A mulher deixou dentro da sala os dois tenentes e a chefe.
— Certo, nós precisamos do nosso próprio relatório sobre a análise dos ferimentos antes de pedir que Buzz entre com a câmera, eu quero que escrevam todos os ferimentos que encontrarem mas não toquem-na.
A mulher sobre a cama era como resquícios do que havia restado da capitã Raydor, o rosto inchado não recordava o que ela era, o que havia sido uma semana antes, os ferimentos distribuídos ao longo da face seriam os mais fáceis de cicatrizarem se comparados a todo o resto, aos ferimentos infligidos em sua perna por algo que Andy prejulgou ser algum canivete.

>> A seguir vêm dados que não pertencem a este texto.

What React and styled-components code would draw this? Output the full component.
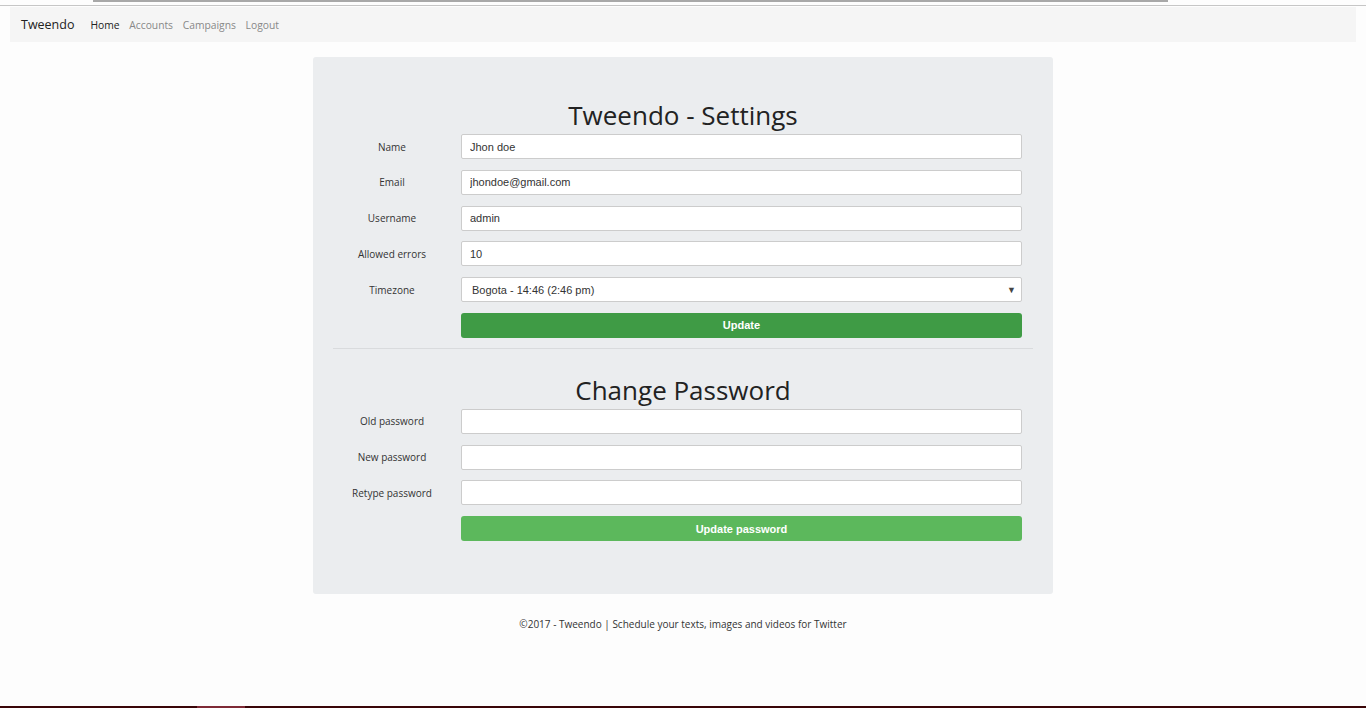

Os olhos cansados de Provenza analisavam as feridas e anotavam-nas com o máximo de descrição no pequeno bloco de notas entre suas mãos, Andy parecia mais distraídos em se permitir vagar os olhos sobre elas, analisar os pontos onde ela havia sido mais machucada e sua mente voava para longe, imaginando como cada machucado ali havia sido feito e seu estômago contorcia-se ao pensar.
O que ele havia usado para marcá-la? Como havia feito cada machucado? Ela havia resistido e o machucado também? Havia lutado e por isso ele a machucou? Ou talvez ela não tenha gritado como ele desejou ou ficado em silêncio, mesmo que a primeira opção lhe parecesse mais próxima de algo que ela faria em uma daquelas situações. Havia dito algo que o incentivou? Quais foram as ordens de cada uma delas e os dias que foram feitas? E a única resposta para todos os questionamentos era o silêncio.
E enquanto seus olhos rolavam sobre ela, ele viu o par de olhos verdes abrindo-se lentamente. Ela estava acordando.